As the first flight deck to feature always-on cloud connectivity, Honeywell Anthem enables innovations like the Connected Mission Manager. It anticipates pilot needs and provides a simplified view that minimizes the number of touches required to accomplish key tasks. Tasks are presented in “what’s next” order to improve the ease of flying.

Cloud access also makes it easy to load flight plans and run through checklists remotely, which can shave 45 minutes off a pilot’s preflight routine, and to upload databases and download maintenance information. 


HUE Makes Honeywell Anthem an Easy Choice for OEMs

Honeywell Anthem also appeals to aircraft companies that can design a cockpit that is both functional and aesthetically pleasing. The HUE design team works closely with original equipment manufacturers (OEMs) to make sure that the new flight deck is seamlessly integrated into their unique design aesthetic, according to Suits.

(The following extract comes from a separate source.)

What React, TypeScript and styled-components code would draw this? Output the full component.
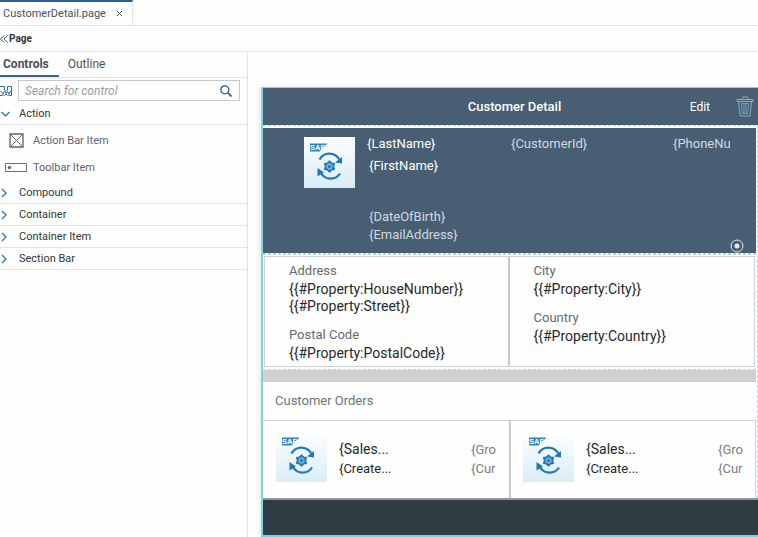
import React from "react";
import styled, { createGlobalStyle } from "styled-components";

const GlobalStyle = createGlobalStyle`
  *, *::before, *::after { box-sizing: border-box; }
  body { margin: 0; background: #fefefe; font-family: Roboto, "Liberation Sans", sans-serif; }
  button { margin: 0; padding: 0; border: 0; background: none; font: inherit; color: inherit; text-align: left; cursor: pointer; }
  h1, h2, p, dl, dt, dd, ul { margin: 0; padding: 0; font: inherit; list-style: none; }
`;

const line = "#dfe3ea";
const cyan = "#74d8e9";
const slate = "#475e73";

const Page = styled.div`
  min-height: 100vh;
  display: flex;
  flex-direction: column;
  color: #32363a;
  font-size: 11px;
  line-height: 16px;
`;

const FileTabs = styled.div`
  display: flex;
  height: 26px;
  border-bottom: 1px solid ${line};
`;

const FileTab = styled.div`
  display: flex;
  align-items: center;
  gap: 10px;
  padding: 0 9px 0 3px;
  border-top: 2px solid #2d5f8b;
  border-right: 1px solid ${line};
  color: #4b5057;
  svg { display: block; }
`;

const FileName = styled.button`
  font-size: 11px;
`;

const PageBar = styled.div`
  display: flex;
  align-items: center;
  height: 26px;
  border-bottom: 1px solid ${line};
  svg { display: block; }
`;

const PageTitle = styled.h1`
  padding-left: 1px;
  font-size: 10px;
  font-weight: 700;
`;

const Workspace = styled.div`
  flex: 1;
  display: flex;
`;

const Sidebar = styled.aside`
  flex: 0 0 auto;
  width: 248px;
  border-right: 1px solid ${line};
`;

const PanelTabs = styled.div`
  display: flex;
  gap: 9px;
  height: 26px;
  border-bottom: 1px solid ${line};
`;

const PanelTab = styled.button<{ $active?: boolean }>`
  padding: 0 ${(p) => (p.$active ? 10 : 0)}px 0 ${(p) => (p.$active ? 3 : 0)}px;
  border-bottom: 2px solid ${(p) => (p.$active ? "#3d6585" : "transparent")};
  font-size: 12px;
  font-weight: ${(p) => (p.$active ? 700 : 400)};
  color: #4b5057;
`;

const SearchRow = styled.div`
  display: flex;
  align-items: center;
  gap: 6px;
  padding: 2px 7px 2px 0;
  svg { display: block; flex: none; }
`;

const SearchBox = styled.label`
  flex: 1;
  display: flex;
  align-items: center;
  height: 21px;
  padding: 0 7px 0 6px;
  border: 1px solid #c3c7ce;
  background: #fff;
`;

const SearchInput = styled.input`
  flex: 1;
  min-width: 0;
  padding: 0;
  border: 0;
  outline: 0;
  background: none;
  font: italic 12px/16px Roboto, sans-serif;
  color: #32363a;
  &::placeholder { color: #9a9da2; opacity: 1; }
`;

const GroupButton = styled.button`
  display: flex;
  align-items: center;
  gap: 7px;
  width: 100%;
  height: 22px;
  border-bottom: 1px solid ${line};
  svg { display: block; }
`;

const ItemButton = styled.button`
  display: grid;
  grid-template-columns: 22px 1fr;
  align-items: center;
  gap: 6px;
  width: 100%;
  height: 27px;
  padding-left: 5px;
  color: #5f6368;
  svg { display: block; justify-self: center; }
`;

const ItemList = styled.ul`
  padding: 2px 0 1px;
`;

const Canvas = styled.main`
  flex: 1;
  min-width: 0;
  padding: 35px 0 0 13px;
`;

const Device = styled.section`
  border: solid ${cyan};
  border-width: 1px 0 2px 2px;
  box-shadow: -2px 0 4px rgba(0, 0, 0, 0.08);
  background: #fefefe;
  color: #26292c;
  font-size: 13px;
  line-height: 18px;
`;

const ActionBar = styled.header`
  display: grid;
  grid-template-columns: 1fr auto 1fr;
  align-items: center;
  height: 37px;
  padding: 0 4px 0 12px;
  background: ${slate};
  color: #fff;
`;

const BarTitle = styled.h2`
  grid-column: 2;
  font-size: 13px;
  font-weight: 500;
`;

const BarActions = styled.div`
  display: flex;
  align-items: center;
  justify-content: flex-end;
  gap: 26px;
  font-size: 12px;
  svg { display: block; }
`;

const DeviceBody = styled.div`
  border-right: 1px dashed #b5d9e8;
  padding-right: 1px;
`;

const DropZone = styled.div<{ $top?: number }>`
  padding-top: ${(p) => p.$top ?? 1}px;
  border: dashed #b9d5e0;
  border-width: 1px 0;
`;

const ObjectHeader = styled.div`
  position: relative;
  display: grid;
  grid-template-columns: 52px 133px 151px 57px;
  column-gap: 11px;
  min-height: 125px;
  padding: 7px 0 0 41px;
  background: ${slate};
  color: #d3d9df;
`;

const Tile = styled.div<{ $short?: boolean }>`
  width: 51px;
  height: ${(p) => (p.$short ? 46 : 51)}px;
  margin-top: 2px;
  overflow: hidden;
  background: linear-gradient(#fbfdfe, #d9edf6);
  svg { display: block; }
`;

const HeaderText = styled.div`
  white-space: nowrap;
`;

const Name = styled.p`
  color: #fff;
`;

const Details = styled.div`
  padding: 4px 0 0 2px;
`;

const Clipped = styled.p`
  overflow: hidden;
  white-space: nowrap;
`;

const Contact = styled.div`
  padding-top: 33px;
`;

const Target = styled.button`
  position: absolute;
  right: 12px;
  bottom: 0;
  svg { display: block; }
`;

const Facets = styled.div`
  display: grid;
  grid-template-columns: 1fr 1fr;
  margin: 0 1px 2px;
  border: 1px solid #cfd1d4;
`;

const Facet = styled.dl`
  padding: 4px 4px 4px 24px;
  &:first-child { border-right: 2px solid #c8c9cb; }
`;

const FacetLabel = styled.dt`
  line-height: 20px;
  color: #66696d;
`;

const FacetValue = styled.dd`
  font-size: 14px;
  line-height: 17px;
  & + dt { margin-top: 10px; }
`;

const Divider = styled.div`
  height: 12px;
  background: #d0d0d3;
`;

const SectionTitle = styled.h2`
  padding: 10px 12px;
  color: #707377;
`;

const Orders = styled.div`
  display: grid;
  grid-template-columns: 1fr 1fr;
  border: 1px solid #cfd1d4;
  border-width: 1px 1px 0 0;
`;

const Order = styled.article`
  display: grid;
  grid-template-columns: 51px 1fr auto;
  column-gap: 12px;
  padding: 13px 13px 16px 13px;
  & + & { border-left: 2px solid #c8c9cb; padding: 13px 12px 16px 12px; }
`;

const OrderText = styled.div<{ $muted?: boolean }>`
  padding-top: 6px;
  color: ${(p) => (p.$muted ? "#7b7d80" : "#26292c")};
`;

const OrderLine = styled.p<{ $lead?: boolean }>`
  font-size: ${(p) => (p.$lead ? 14 : 13)}px;
  line-height: 19px;
`;

const Toolbar = styled.footer`
  height: 37px;
  border-top: 2px solid #8a98a3;
  background: #303d45;
`;

function SapTile({ short }: { short?: boolean }) {
  return (
    <Tile $short={short}>
      <svg width="51" height="51" viewBox={short ? "0 5 51 51" : "0 0 51 51"} role="img" aria-label="SAP">
        <path d="M6 6.500H23.500L15.500 14.500H6Z" fill="#2b83c0" />
        <text x="6" y="13.300" fontFamily="Liberation Sans, sans-serif" fontSize="7.500" fontWeight="700" fill="#fff">SAP</text>
        <g fill="none" stroke="#2077b4" strokeWidth="2.200">
          <path d="M15.500 22.500C20 15 30 14.500 35.500 22.500" />
          <path d="M36 36.500C32 43 21.500 44 16.500 35.500" />
        </g>
        <path d="M38 20V26.500L31 25.500Z" fill="#2077b4" />
        <path d="M13.500 31L20 35.500L13.500 39.500Z" fill="#2077b4" />
        <path d="M25.500 25L29.500 27.200V31.800L25.500 34L21.500 31.800V27.200Z" fill="#77b3db" stroke="#2077b4" strokeWidth="1.800" />
        <circle cx="25.500" cy="29.500" r="1.500" fill="#2077b4" />
        <g fill="#2077b4">
          <circle cx="25.500" cy="24.800" r="1.300" /><circle cx="25.500" cy="34.200" r="1.300" />
          <circle cx="21.300" cy="27" r="1.300" /><circle cx="29.700" cy="27" r="1.300" />
          <circle cx="21.300" cy="32" r="1.300" /><circle cx="29.700" cy="32" r="1.300" />
        </g>
      </svg>
    </Tile>
  );
}

function Chevron({ open }: { open?: boolean }) {
  return (
    <svg width="12" height="12" viewBox="0 0 12 12" fill="none" stroke="#2f6c9c" strokeWidth="1.200">
      <path d={open ? "M1.500 4L5.500 8L9.500 4" : "M2 2L6 6L2 10"} />
    </svg>
  );
}

const Group = ({ label, open }: { label: string; open?: boolean }) => (
  <GroupButton aria-expanded={!!open}>
    <Chevron open={open} />
    {label}
  </GroupButton>
);

const orders = [1, 2];

export default function App() {
  return (
    <Page>
      <GlobalStyle />
      <FileTabs>
        <FileTab>
          <FileName>CustomerDetail.page</FileName>
          <button aria-label="Close">
            <svg width="7" height="7" viewBox="0 0 7 7" stroke="#4b5057"><path d="M1 1L6 6M6 1L1 6" /></svg>
          </button>
        </FileTab>
      </FileTabs>
      <PageBar>
        <button aria-label="Collapse">
          <svg width="8" height="8" viewBox="0 0 8 8" fill="none" stroke="#4b5057"><path d="M4 0.500L0.500 4L4 7.500M7.500 0.500L4 4L7.500 7.500" /></svg>
        </button>
        <PageTitle>Page</PageTitle>
      </PageBar>
      <Workspace>
        <Sidebar>
          <PanelTabs role="tablist">
            <PanelTab role="tab" aria-selected $active>Controls</PanelTab>
            <PanelTab role="tab" aria-selected={false}>Outline</PanelTab>
          </PanelTabs>
          <SearchRow>
            <button aria-label="Control catalog">
              <svg width="12" height="12" viewBox="0 0 12 12" fill="none" stroke="#2f6c9c">
                <path d="M0 1.500H4.500V5L6 6.500L7.500 5V1.500H11.500V10.500H9.500M0 10.500H2M0.500 6L3 8.500L4.500 6.500L6 8.500L7.500 6.500L9 8.500L11 6M3 8V11M9 8V11M4.500 10.500L6 9L7.500 10.500" />
              </svg>
            </button>
            <SearchBox>
              <SearchInput type="text" placeholder="Search for control" aria-label="Search for control" />
              <svg width="12" height="12" viewBox="0 0 12 12" fill="none" stroke="#25567f" strokeWidth="1.300"><circle cx="4.800" cy="4.800" r="4" /><path d="M7.800 7.800L11.500 11.500" strokeWidth="1.600" /></svg>
            </SearchBox>
          </SearchRow>
          <Group label="Action" open />
          <ItemList>
            <li>
              <ItemButton>
                <svg width="15" height="15" viewBox="0 0 15 15" fill="none" stroke="#5f6368"><path d="M1 1H14V14H1Z" strokeWidth="1.300" /><path d="M1.500 1.500L13.500 13.500M13.500 1.500L1.500 13.500" /></svg>
                Action Bar Item
              </ItemButton>
            </li>
            <li>
              <ItemButton>
                <svg width="22" height="9" viewBox="0 0 22 9" fill="none" stroke="#6c7075"><path d="M0.500 0.500H21.500V8.500H0.500Z" /><circle cx="4.500" cy="4.500" r="1.300" fill="#5f6368" /></svg>
                Toolbar Item
              </ItemButton>
            </li>
          </ItemList>
          <Group label="Compound" />
          <Group label="Container" />
          <Group label="Container Item" />
          <Group label="Section Bar" />
        </Sidebar>
        <Canvas>
          <Device>
            <ActionBar>
              <BarTitle>Customer Detail</BarTitle>
              <BarActions>
                <button>Edit</button>
                <button aria-label="Delete">
                  <svg width="18" height="21" viewBox="0 0 18 21" fill="none" stroke="#8fa9bf">
                    <path d="M1 3.500H17V5.500H1ZM5.500 3.500L6.500 1H11.500L12.500 3.500M2.500 5.500L4 20H14L15.500 5.500" />
                    <path d="M5.500 7.500L6.200 17.500H11.800L12.500 7.500ZM8 7.500V17.500M10 7.500V17.500" stroke="#6f9dc6" />
                  </svg>
                </button>
              </BarActions>
            </ActionBar>
            <DeviceBody>
              <DropZone $top={2}>
                <ObjectHeader>
                  <SapTile />
                  <HeaderText>
                    <Name>{"{LastName}"}</Name>
                    <Details>
                      <Name>{"{FirstName}"}</Name>
                      <Contact>
                        <p>{"{DateOfBirth}"}</p>
                        <p>{"{EmailAddress}"}</p>
                      </Contact>
                    </Details>
                  </HeaderText>
                  <Clipped>{"{CustomerId}"}</Clipped>
                  <Clipped>{"{PhoneNu"}</Clipped>
                  <Target aria-label="Drop target">
                    <svg width="14" height="14" viewBox="0 0 14 14" fill="none" stroke="#e3e8ec"><circle cx="7" cy="7" r="6" /><circle cx="7" cy="7" r="2.500" fill="#e3e8ec" stroke="none" /></svg>
                  </Target>
                </ObjectHeader>
              </DropZone>
              <DropZone>
                <Facets>
                  <Facet>
                    <FacetLabel>Address</FacetLabel>
                    <FacetValue>{"{{#Property:HouseNumber}}"}</FacetValue>
                    <FacetValue>{"{{#Property:Street}}"}</FacetValue>
                    <FacetLabel>Postal Code</FacetLabel>
                    <FacetValue>{"{{#Property:PostalCode}}"}</FacetValue>
                  </Facet>
                  <Facet>
                    <FacetLabel>City</FacetLabel>
                    <FacetValue>{"{{#Property:City}}"}</FacetValue>
                    <FacetLabel>Country</FacetLabel>
                    <FacetValue>{"{{#Property:Country}}"}</FacetValue>
                  </Facet>
                </Facets>
              </DropZone>
              <Divider />
              <SectionTitle>Customer Orders</SectionTitle>
              <Orders>
                {orders.map((id) => (
                  <Order key={id}>
                    <SapTile short />
                    <OrderText>
                      <OrderLine $lead>{"{Sales..."}</OrderLine>
                      <OrderLine>{"{Create..."}</OrderLine>
                    </OrderText>
                    <OrderText $muted>
                      <OrderLine>{"{Gro"}</OrderLine>
                      <OrderLine>{"{Cur"}</OrderLine>
                    </OrderText>
                  </Order>
                ))}
              </Orders>
            </DeviceBody>
            <Toolbar />
          </Device>
        </Canvas>
      </Workspace>
    </Page>
  );
}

“Honeywell Anthem is modular, flexible and scalable so original equipment manufacturers (OEMs) can make their cockpit layout distinctive and consistent with their branding standards,” he added. “In a world where equipment size and weight are critical factors, OEMs love the fact that the flight control computer is the size of a book, the displays are smaller and lighter, and installation and maintenance are a breeze.”

Scalability means Honeywell Anthem can be configured for small general aviation aircraft, helicopters, urban air mobility (UAM) vehicles, high-end business jets or large passenger aircraft. OEMs can choose the number of screens, their orientation and placement, and the controls pilots use to access and input information.

“The reviews Honeywell has received from pilots, OEMs and the trade press have been extremely gratifying,” Suits said. “They motivate us to continue to learn and find new and better ways to document customer feedback, improve the product, turn customers into collaborators and make ideas real.”